In 2002 Everards decided to run only tenanted pubs and move out of managed houses. It concentrated on its core business by selling its free-trade accounts in 2006 to Waverley.

“We’re about quality beer in quality pubs,” Gould stresses. “Our tenancy agreements are clear and transparent on both wet and dry rents. Some of the pubs have seen trade increase from £3,500 a week to £14,000.”

Project William is a business, not a charity. Everards receives rent and income from beer sales as a return on its investment and the company is not losing out. Sales of Tiger do well: it’s the second or third biggest-selling beer in the pubs it runs with Titanic, for example.

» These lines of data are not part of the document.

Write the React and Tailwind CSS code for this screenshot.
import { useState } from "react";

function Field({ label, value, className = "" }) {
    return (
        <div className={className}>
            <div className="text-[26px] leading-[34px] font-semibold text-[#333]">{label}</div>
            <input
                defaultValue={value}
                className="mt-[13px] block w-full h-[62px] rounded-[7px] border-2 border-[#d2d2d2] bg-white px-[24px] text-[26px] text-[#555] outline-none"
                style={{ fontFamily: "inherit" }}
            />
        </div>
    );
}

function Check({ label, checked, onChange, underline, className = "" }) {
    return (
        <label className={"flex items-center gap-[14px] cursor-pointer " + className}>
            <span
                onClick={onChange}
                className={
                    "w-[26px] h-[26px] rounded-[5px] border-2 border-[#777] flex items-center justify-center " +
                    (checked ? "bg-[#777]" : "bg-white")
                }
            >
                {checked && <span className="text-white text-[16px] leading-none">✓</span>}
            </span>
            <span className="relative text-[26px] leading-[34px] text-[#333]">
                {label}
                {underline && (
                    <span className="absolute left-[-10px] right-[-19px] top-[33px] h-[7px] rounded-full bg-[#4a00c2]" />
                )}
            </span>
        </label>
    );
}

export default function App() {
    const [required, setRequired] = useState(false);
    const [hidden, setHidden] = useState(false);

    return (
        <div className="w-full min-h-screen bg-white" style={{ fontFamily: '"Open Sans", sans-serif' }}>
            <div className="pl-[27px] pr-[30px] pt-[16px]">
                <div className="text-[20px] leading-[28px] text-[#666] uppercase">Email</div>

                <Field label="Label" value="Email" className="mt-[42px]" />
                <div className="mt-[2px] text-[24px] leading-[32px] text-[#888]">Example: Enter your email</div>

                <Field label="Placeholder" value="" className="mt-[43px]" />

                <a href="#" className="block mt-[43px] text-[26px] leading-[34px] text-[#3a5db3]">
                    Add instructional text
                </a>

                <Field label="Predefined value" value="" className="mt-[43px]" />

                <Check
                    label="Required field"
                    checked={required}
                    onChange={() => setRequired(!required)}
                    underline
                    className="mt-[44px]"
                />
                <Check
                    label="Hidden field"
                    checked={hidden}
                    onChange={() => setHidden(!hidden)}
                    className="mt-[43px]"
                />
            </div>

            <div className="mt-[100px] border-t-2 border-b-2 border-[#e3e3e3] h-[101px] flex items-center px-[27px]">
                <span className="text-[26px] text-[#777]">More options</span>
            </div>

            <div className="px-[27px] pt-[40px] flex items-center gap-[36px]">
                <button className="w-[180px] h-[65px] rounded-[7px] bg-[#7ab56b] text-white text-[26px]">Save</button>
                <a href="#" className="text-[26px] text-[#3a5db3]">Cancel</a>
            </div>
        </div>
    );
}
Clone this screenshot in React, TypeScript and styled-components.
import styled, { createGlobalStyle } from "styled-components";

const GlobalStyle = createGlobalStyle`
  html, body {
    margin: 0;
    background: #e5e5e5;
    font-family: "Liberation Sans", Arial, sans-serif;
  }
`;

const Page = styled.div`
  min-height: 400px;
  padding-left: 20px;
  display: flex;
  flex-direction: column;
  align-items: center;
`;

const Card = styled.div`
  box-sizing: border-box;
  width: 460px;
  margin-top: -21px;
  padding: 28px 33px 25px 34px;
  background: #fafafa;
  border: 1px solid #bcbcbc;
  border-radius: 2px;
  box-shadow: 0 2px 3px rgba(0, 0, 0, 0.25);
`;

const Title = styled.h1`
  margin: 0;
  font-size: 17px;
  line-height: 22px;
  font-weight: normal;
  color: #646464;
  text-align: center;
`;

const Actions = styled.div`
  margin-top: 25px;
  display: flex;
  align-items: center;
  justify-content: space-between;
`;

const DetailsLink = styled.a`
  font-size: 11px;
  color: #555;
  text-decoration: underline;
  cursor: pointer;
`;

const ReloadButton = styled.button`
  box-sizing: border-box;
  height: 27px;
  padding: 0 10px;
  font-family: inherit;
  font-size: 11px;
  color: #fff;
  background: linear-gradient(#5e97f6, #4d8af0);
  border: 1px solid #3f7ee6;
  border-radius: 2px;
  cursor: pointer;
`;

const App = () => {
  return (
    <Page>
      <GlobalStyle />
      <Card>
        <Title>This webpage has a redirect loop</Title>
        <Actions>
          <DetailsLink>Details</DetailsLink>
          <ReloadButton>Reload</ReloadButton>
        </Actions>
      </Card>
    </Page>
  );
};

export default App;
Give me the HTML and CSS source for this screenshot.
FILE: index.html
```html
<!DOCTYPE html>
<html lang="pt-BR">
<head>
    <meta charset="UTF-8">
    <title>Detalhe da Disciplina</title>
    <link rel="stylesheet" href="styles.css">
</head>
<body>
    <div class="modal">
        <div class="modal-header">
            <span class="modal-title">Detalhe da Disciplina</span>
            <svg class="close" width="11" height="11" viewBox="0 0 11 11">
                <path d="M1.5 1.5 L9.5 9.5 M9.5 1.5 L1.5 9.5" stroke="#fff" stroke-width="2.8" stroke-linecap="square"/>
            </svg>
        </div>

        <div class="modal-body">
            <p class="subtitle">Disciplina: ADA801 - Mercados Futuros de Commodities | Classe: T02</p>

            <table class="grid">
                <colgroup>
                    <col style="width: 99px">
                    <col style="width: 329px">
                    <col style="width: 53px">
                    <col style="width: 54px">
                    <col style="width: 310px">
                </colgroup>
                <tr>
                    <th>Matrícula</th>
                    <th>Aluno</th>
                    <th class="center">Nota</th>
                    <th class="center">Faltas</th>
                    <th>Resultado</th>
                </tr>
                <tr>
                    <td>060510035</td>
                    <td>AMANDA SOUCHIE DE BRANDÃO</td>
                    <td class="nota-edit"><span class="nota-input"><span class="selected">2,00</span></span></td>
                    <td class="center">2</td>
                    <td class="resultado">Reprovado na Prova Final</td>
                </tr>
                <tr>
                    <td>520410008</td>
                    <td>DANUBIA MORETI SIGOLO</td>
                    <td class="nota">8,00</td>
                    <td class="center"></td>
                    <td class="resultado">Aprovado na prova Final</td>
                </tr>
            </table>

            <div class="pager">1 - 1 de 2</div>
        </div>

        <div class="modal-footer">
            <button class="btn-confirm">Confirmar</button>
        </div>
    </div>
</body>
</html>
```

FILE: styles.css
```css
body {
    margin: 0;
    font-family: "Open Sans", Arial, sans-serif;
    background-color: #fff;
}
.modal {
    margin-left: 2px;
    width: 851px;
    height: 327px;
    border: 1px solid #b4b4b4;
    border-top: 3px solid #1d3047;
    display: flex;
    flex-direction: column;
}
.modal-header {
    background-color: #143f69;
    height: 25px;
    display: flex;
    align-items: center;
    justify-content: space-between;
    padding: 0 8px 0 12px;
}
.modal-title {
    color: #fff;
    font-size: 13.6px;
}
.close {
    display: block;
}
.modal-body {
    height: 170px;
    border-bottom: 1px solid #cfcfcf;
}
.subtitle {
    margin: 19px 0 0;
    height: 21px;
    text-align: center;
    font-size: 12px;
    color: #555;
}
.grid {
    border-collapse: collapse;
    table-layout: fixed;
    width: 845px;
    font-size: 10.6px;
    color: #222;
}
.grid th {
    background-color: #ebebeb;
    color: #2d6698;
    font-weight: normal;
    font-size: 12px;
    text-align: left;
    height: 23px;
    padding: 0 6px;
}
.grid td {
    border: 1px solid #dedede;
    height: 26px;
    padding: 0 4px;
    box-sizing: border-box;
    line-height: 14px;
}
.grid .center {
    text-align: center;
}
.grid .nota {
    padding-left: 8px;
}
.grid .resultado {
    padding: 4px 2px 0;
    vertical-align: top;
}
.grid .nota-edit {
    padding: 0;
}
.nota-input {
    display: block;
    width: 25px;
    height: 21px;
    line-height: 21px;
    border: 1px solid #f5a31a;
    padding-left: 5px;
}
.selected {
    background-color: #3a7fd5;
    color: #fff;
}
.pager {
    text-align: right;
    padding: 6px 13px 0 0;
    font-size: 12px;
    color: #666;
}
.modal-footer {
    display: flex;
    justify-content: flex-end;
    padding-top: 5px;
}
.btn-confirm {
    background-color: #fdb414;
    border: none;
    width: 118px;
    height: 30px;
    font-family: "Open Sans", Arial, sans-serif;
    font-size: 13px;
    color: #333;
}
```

The most remarkable fact of all is that cask beer accounts on average for 65% of beer sales in Project William pubs. Not surprisingly, the scheme has won plaudits from the Campaign for Real Ale, and several of the pubs have been given awards, including Pub of the Year trophies.

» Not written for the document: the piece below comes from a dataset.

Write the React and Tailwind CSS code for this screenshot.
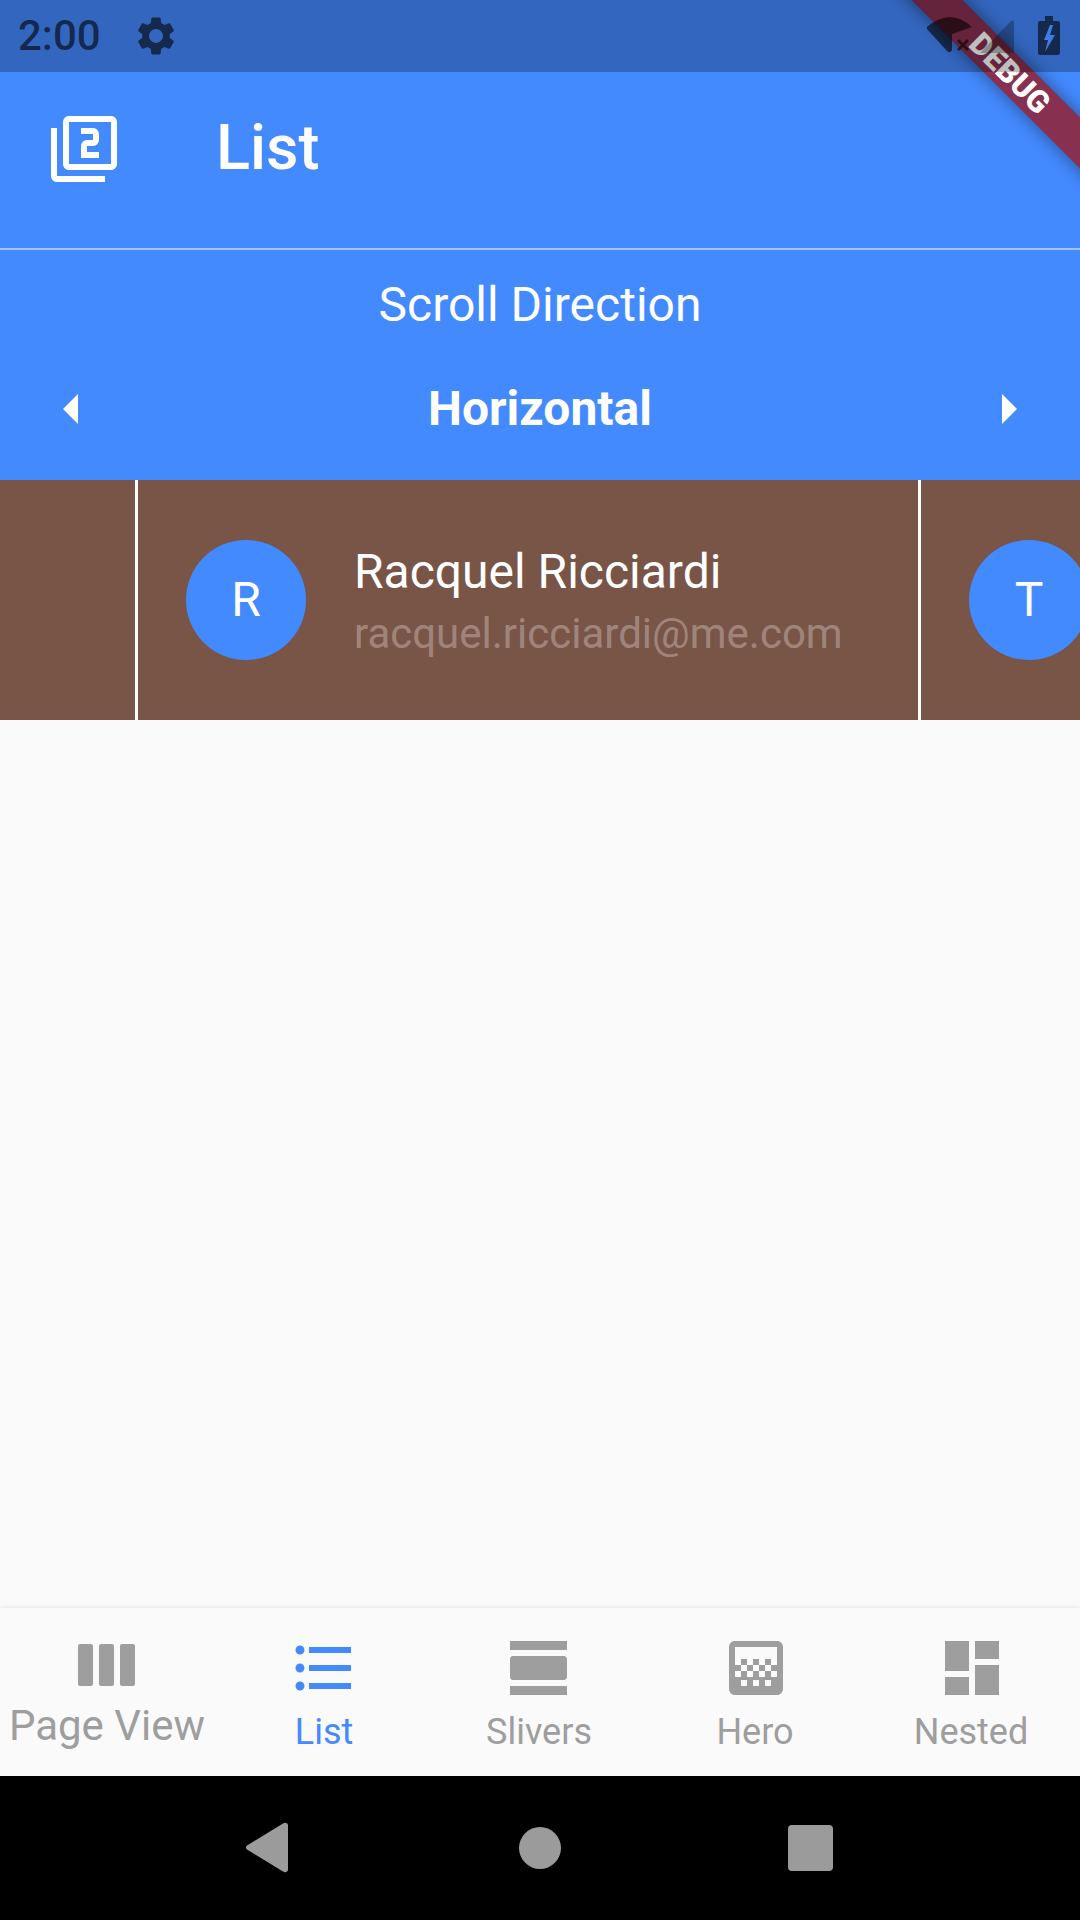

In late April, chairman Richard Everard and Stephen Gould were given the prestigious Bill Squires Award from the East Midlands region of the campaign for Project William’s contribution to real ale.

And now on to Fosse Park. It will, Gould says, be a smaller brewery than the existing plant at Castle Acres, not because of any lack of demand for Everards’ own beers — on the contrary — but because the company will stop contract-brewing, which is not particularly profitable.

“Fosse Park will be a craft brewery,” he adds with a wry smile.

Key dates

1968
Stephen Gould is born in Burton-on-Trent

1986-89
North Staffordshire Polytechnic, BA First Class in Sociology

1989-98
Joined Bass as graduate trainee, then took human resources role in leisure and pubs division. Operations director and member of Bass lease team prior to sale to Punch Taverns.

1998-2003
Punch Taverns operations director and recruitment and training director.

2003
Joined Everards as trade director; managing director from 2005.